The National Palace of Cinematography of Uzbekistan (Uzbek: Oʻzbekiston Milliy kino sanʼati saroyi), also called the Alisher Navoi Cinema Palace, and formerly the Panoramic Cinema and Palace of Arts, is a cinema in Tashkent built in 1964 in the modernist style. It was the first cinema in Central Asia built for viewing widescreen films.

In July 2026, the National Palace of Cinematography of Uzbekistan, along with nine other modernist sites in Tashkent, was designated by UNESCO as a World Heritage Site.

== History ==

Planning for the National Palace of Cinematography of Uzbekistan began in 1960; the building was constructed between 1962 and 1964, and designed to host events including film screenings, concerts, and other performances. The theater was equipped with capability to show Kinopanorama, a Soviet wide-screen film format.

In the 1966 Tashkent earthquake, the building was largely undamaged. From 1968 to its conclusion in 1988, it hosted the Tashkent International Film Festival. An addition was built from 1972 to 1976, containing a smaller cinema screen.

In 1991, the building was formally named after Timurid poet Alisher Navoi. Presently, the foyer building is now host to the Uzbekistan Museum of Cinema.

=== Preservation ===

In 1978, the National Palace of Cinematography was listed by the Uzbekistan government as a historical or culturally significant site.

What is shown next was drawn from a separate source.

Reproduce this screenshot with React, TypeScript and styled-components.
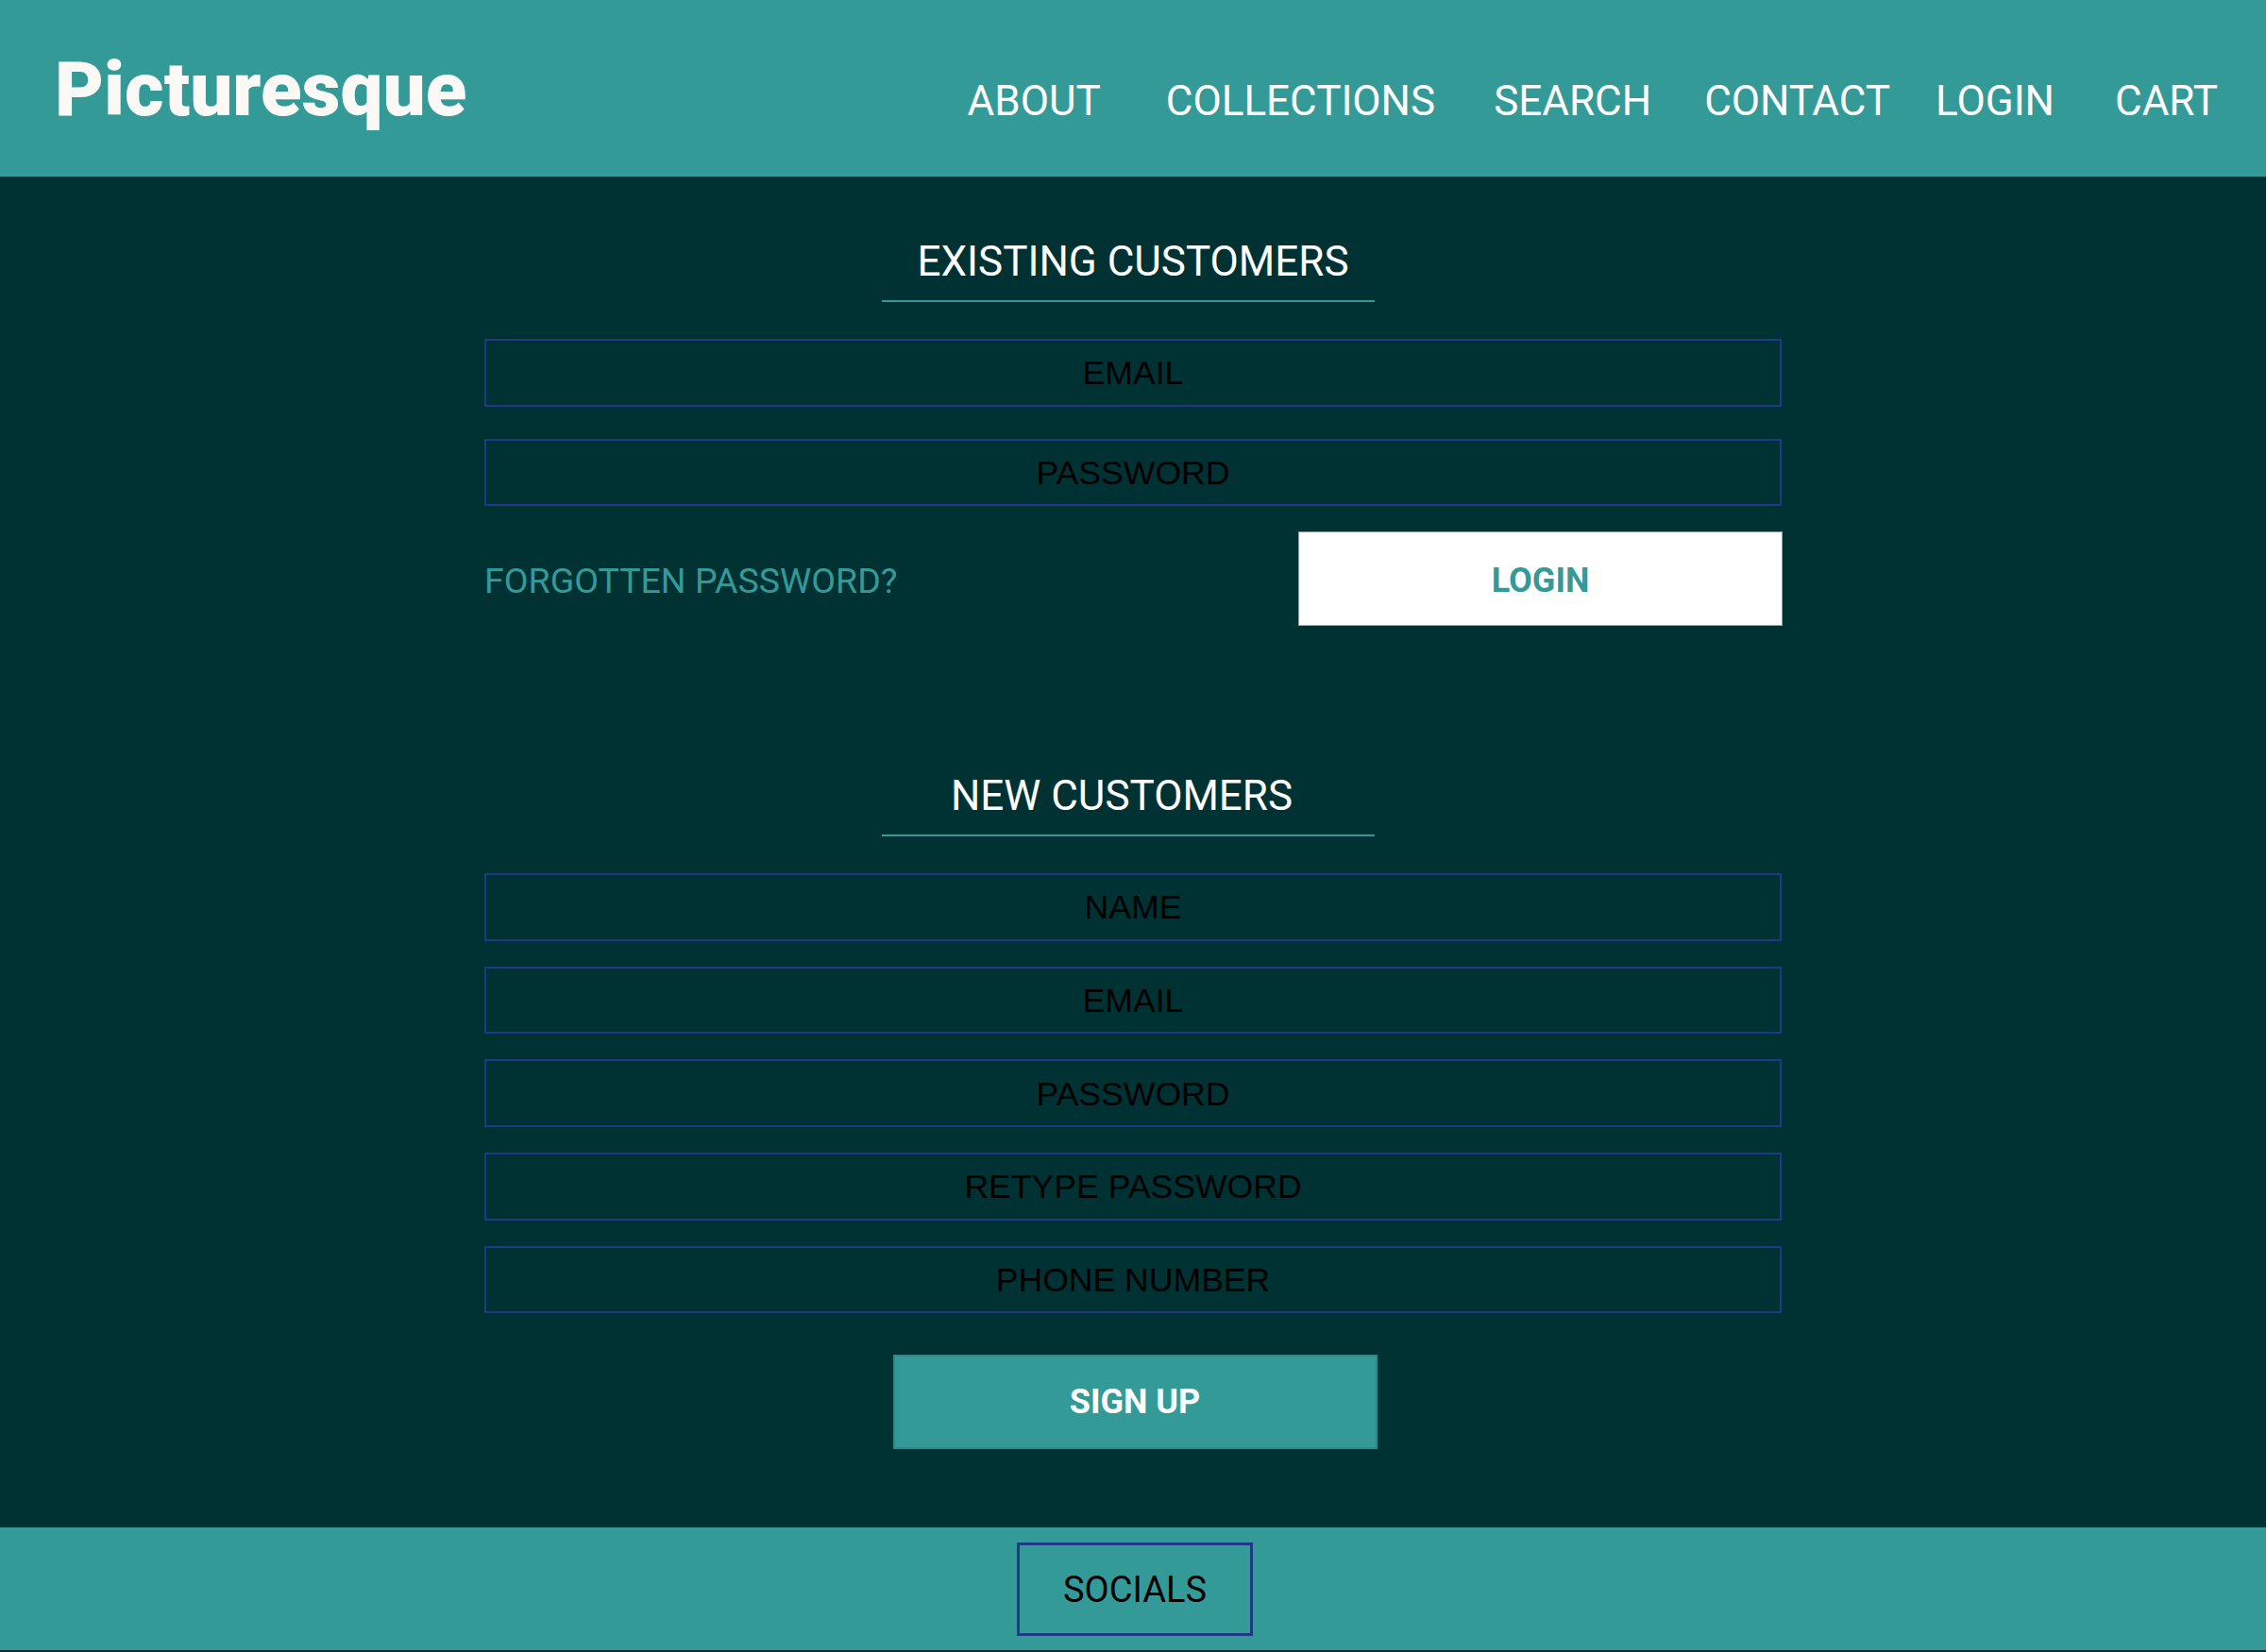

In 2018, the brutalist House of Cinema, another Soviet-era cinema in Tashkent, was demolished. The loss of the cinema was among the motivating factors for the Uzbekistan Arts and Culture Foundation (ACDF) to initiate the Tashkent Modernism XX/XXI research project in 2021, which documented several modernist buildings in Tashkent including the National Palace of Cinematography. This report formed the basis for submission of the National Palace of Cinematography to the UNESCO Tentative List in 2024. In July 2026, the National Palace of Cinematography of Uzbekistan was officially designated by UNESCO as a World Heritage Site.

== Architecture ==

The National Palace of Cinematography is composed of three volumes, and displays a "distinctly modernist vocabulary." The main cinema hall, which hosts a 2300 seat auditorium, consists of a cylindrical pavilion composed of prefabricated concrete slabs, built to resemble a Doric column. Its rounded shape was intended to host a large curved panoramic screen measuring 34 meters wide by 14 meters tall. The central volume sits on a dark ceramic base, which grants the cinema a sense of elevation over the surrounding plaza.

The second volume is a two story glass foyer which serves as the primary entryway for the cinema. The large foyer windows frame a view of the city and were originally shaded by brise soleil. It features a concessions area and is decorated with a fresco by Arnold Gan.

The third volume, built between 1972 and 1976 is composed of stone and brick and contains a smaller, 550 seat cinema along with exhibition space. The choice of building material allows the addition to flow neatly into the mahalla immediately adjacent to the cinema.

In the early 2000s, substantial alterations were made to the building, including removal of the brise soleil and an occllusion of the transparent windows banding the foyer.